Reinforced Attention Learning

Paper · arXiv 2602.04884
LLM ArchitectureNovel LLM ArchitecturesInference-Time Scaling

Post-training with Reinforcement Learning (RL) has substantially improved reasoning in Large Language Models (LLMs) via test-time scaling. However, extending this paradigm to Multimodal LLMs (MLLMs) through verbose rationales yields limited gains for perception and can even degrade performance. We propose Reinforced Attention Learning (RAL), a policy-gradient framework that directly optimizes internal attention distributions rather than output token sequences. By shifting optimization from what to generate to where to attend, RAL promotes effective information allocation and improved grounding in complex multimodal inputs. Our results position attention policies as a principled and general alternative for multimodal post-training.

We attribute this limitation to the insufficiency of next-token prediction as the fundamental policy objective in MLLM post-training. In typical MLLM architectures, visual inputs are encoded as tokens and projected into the textual embedding space to serve as context for generation. Accurately answering fine-grained questions requires the model to precisely identify and attend to task-relevant visual information. This process is governed by the Transformer's attention mechanism, which must learn to assign high weights to salient multimodal tokens. Standard RLHF, however, optimizes for the result (the token) rather than the process (the internal information allocation).

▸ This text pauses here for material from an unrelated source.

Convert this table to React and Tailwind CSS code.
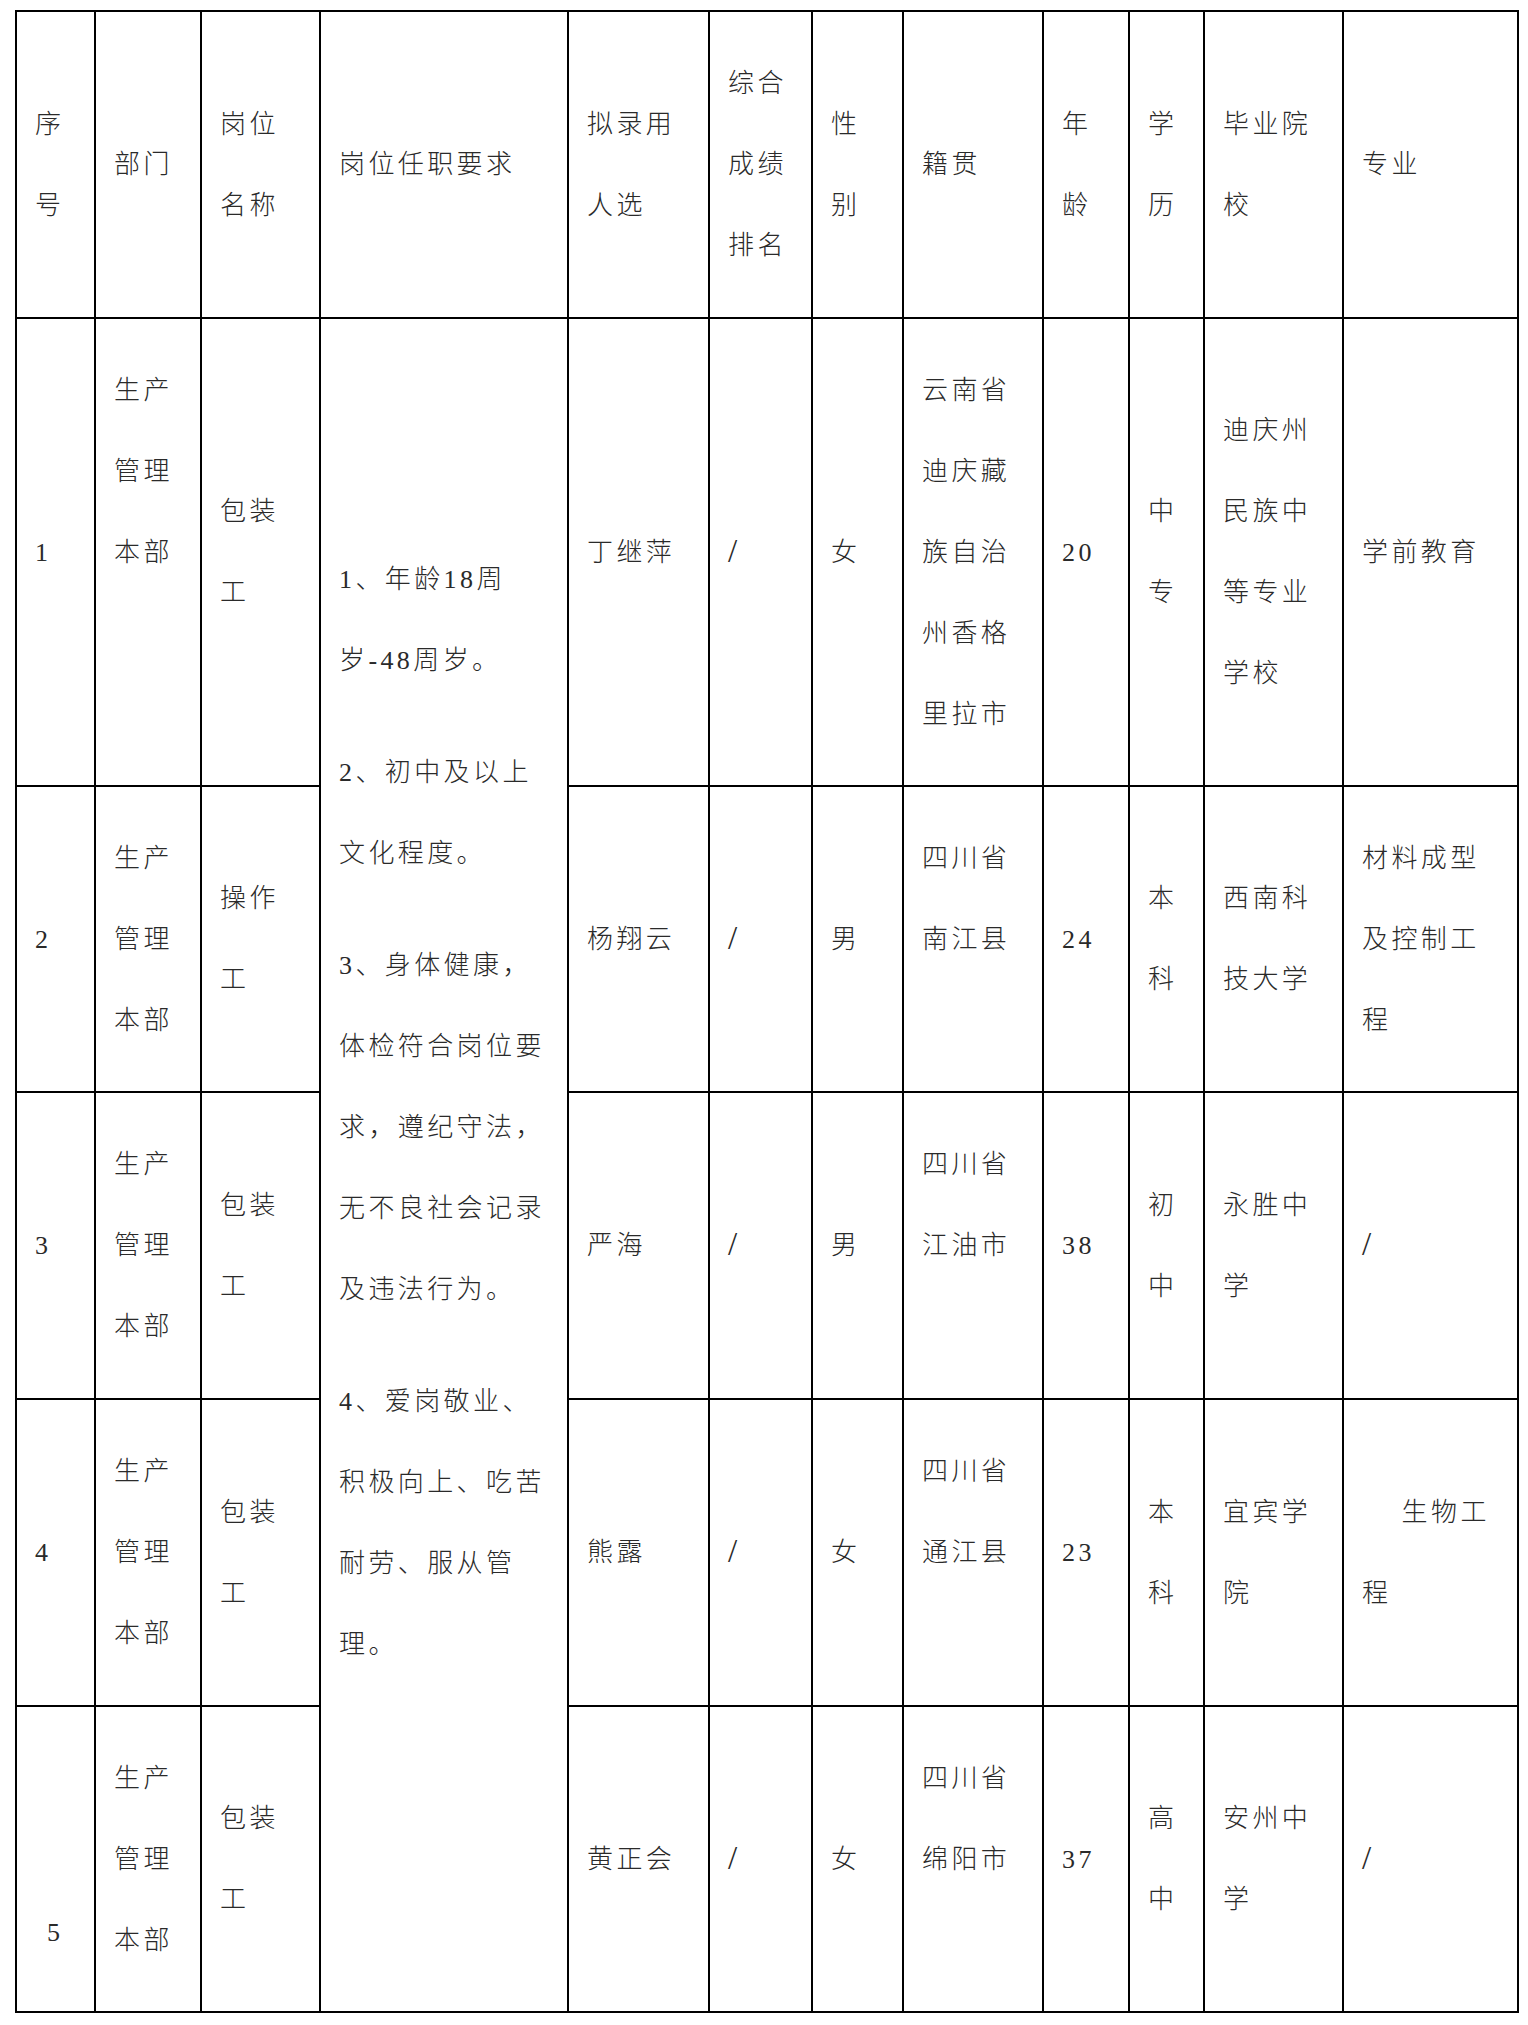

Inspired by this observation, we reformulate the post-training policy for MLLMs to operate directly on the attention distribution during generation. Unlike traditional methods, RAL treats the attention pattern itself as the policy: when a response receives a high reward, the algorithm encourages the underlying attention distribution by minimizing the divergence between the current and reference policies. Conversely, for low-reward responses, the model is penalized by increasing the divergence from those sub-optimal patterns. By shifting the optimization target from token likelihood to attention-based allocation, RAL fine-tunes MLLMs more directly for multimodal alignment.

The efficacy of optimizing attention distributions naturally extends to On-Policy Distillation. While traditional distillation focuses on token-level probability alignment, we propose a dual-distillation approach that transfers knowledge via both token and attention distribution alignment. Our experiments indicate that the inclusion of attention distillation provides significant additional performance gains. More recent work has explored on-policy distillation, in which the student generates responses under its own policy and receives supervision from teacher evaluations along these trajectories. Compared to offline knowledge distillation on static datasets, on-policy distillation mitigates exposure bias and better aligns the student's generation distribution with deployment-time behavior.

We introduced Reinforced Attention Learning, a MLLM post-training paradigm that shifts optimization from text token distribution to internal attention distributions. By treating attention as a policy, RAL directly reinforces visual grounding and perceptual focus, addressing a fundamental limitation of outcome-based RL methods that neglect the underlying cross-modal reasoning process. These results validate our hypothesis that supervising internal information allocation yields a more reliable and generalizable training signal than next-token gradients alone. Ultimately, this work establishes attention distributions as a first-class optimization target for multimodal alignment — offering a principled, process-aware alternative to standard RLHF.